Leonel Vinas pitches while playing for Hank's Yanks

Leonel Vinas pitches while playing for Hank's Yanks in the Bronx. (August 26, 2010) Photo Credit: Patrick E. McCarthy

To think that, a year ago, Leonel Vinas seemed to be on a path to nowhere. Yes, he had graduated from Freeport High School in June 2009, but he didn't have any concrete plans, and he kept finding trouble.

His life changed when his friend Herman Hernandez introduced him to Ray Negron, who introduced him to Hank Steinbrenner. And Tuesday in Manhattan's Washington Heights neighborhood, Vinas met Brian Cashman, who officially signed the righthanded pitcher to a professional contract.

"I've been to Japan and China to try to find players," Cashman, the Yankees' general manager, said at Out 27, a neighborhood restaurant owned by huge baseball enthusiast Miguel Montas. "It's great to be able to look around the corner, in our backyard, and find someone."

Vinas, 19, served as the ace pitcher for Hank's Yanks, the 18-and-under baseball team sponsored by Yankees general partner Hank Steinbrenner, that excelled last summer, winning the Baseball Heaven championship in Yaphank. Just as memorably, Vinas outpitched Mariano Rivera Jr. in an August game at Yankee Stadium.

At Hank Steinbrenner's behest, Vinas traveled to Tampa after the season and pitched in front of vice president of amateur scouting Damon Oppenheimer, senior vice president of baseball operations Mark Newman and vice president of player personnel Billy Connors. After three such tryouts, the Yankees offered Vinas a signing bonus in the low four figures. He's hardly a top prospect, yet he'll get a chance to show his stuff in spring training.

"When it comes to baseball, I'm never nervous," Vinas said.

Born in the Dominican Republic, he moved to Freeport when he was 11 years old. He pitched for Freeport High School, he said, but didn't get much attention from professional scouts.

"Our team wasn't really good," Vinas said. "Nobody really came over."

Upon graduating, he hung out with a troublemaking crowd.
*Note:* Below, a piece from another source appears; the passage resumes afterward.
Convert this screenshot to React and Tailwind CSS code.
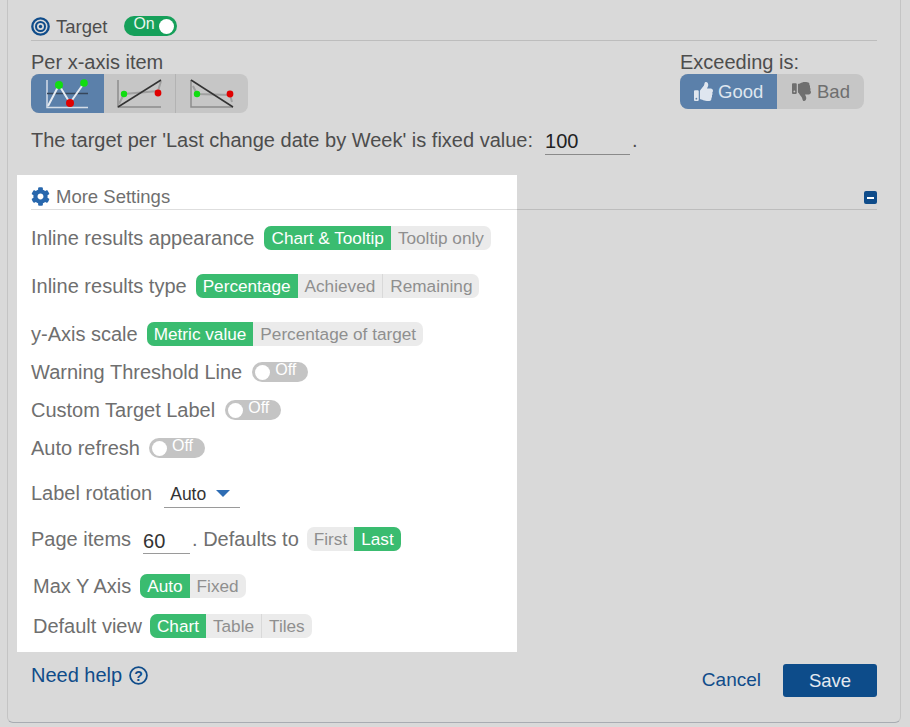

Hernandez, an area youth baseball coach who had known Vinas for years, kept an eye on the young man. So when Negron and Steinbrenner agreed to put together a team, coached by the Yankees adviser Negron, Vinas ranked among Hernandez's highest recommendations.

"I told him, 'This will get you out of the streets,' " Hernandez said. "He took off and straightened up."

Steinbrenner and Negron are planning another Hank's Yanks team for 2011. The venture will get more publicity because top players such as third baseman Matt Duran (of New Rochelle) and William Jerez (Grand Street Campus in Brooklyn) could get strong attention in the 2011 amateur draft.

"Now we're hoping to keep the other kids out of the streets," Hernandez said.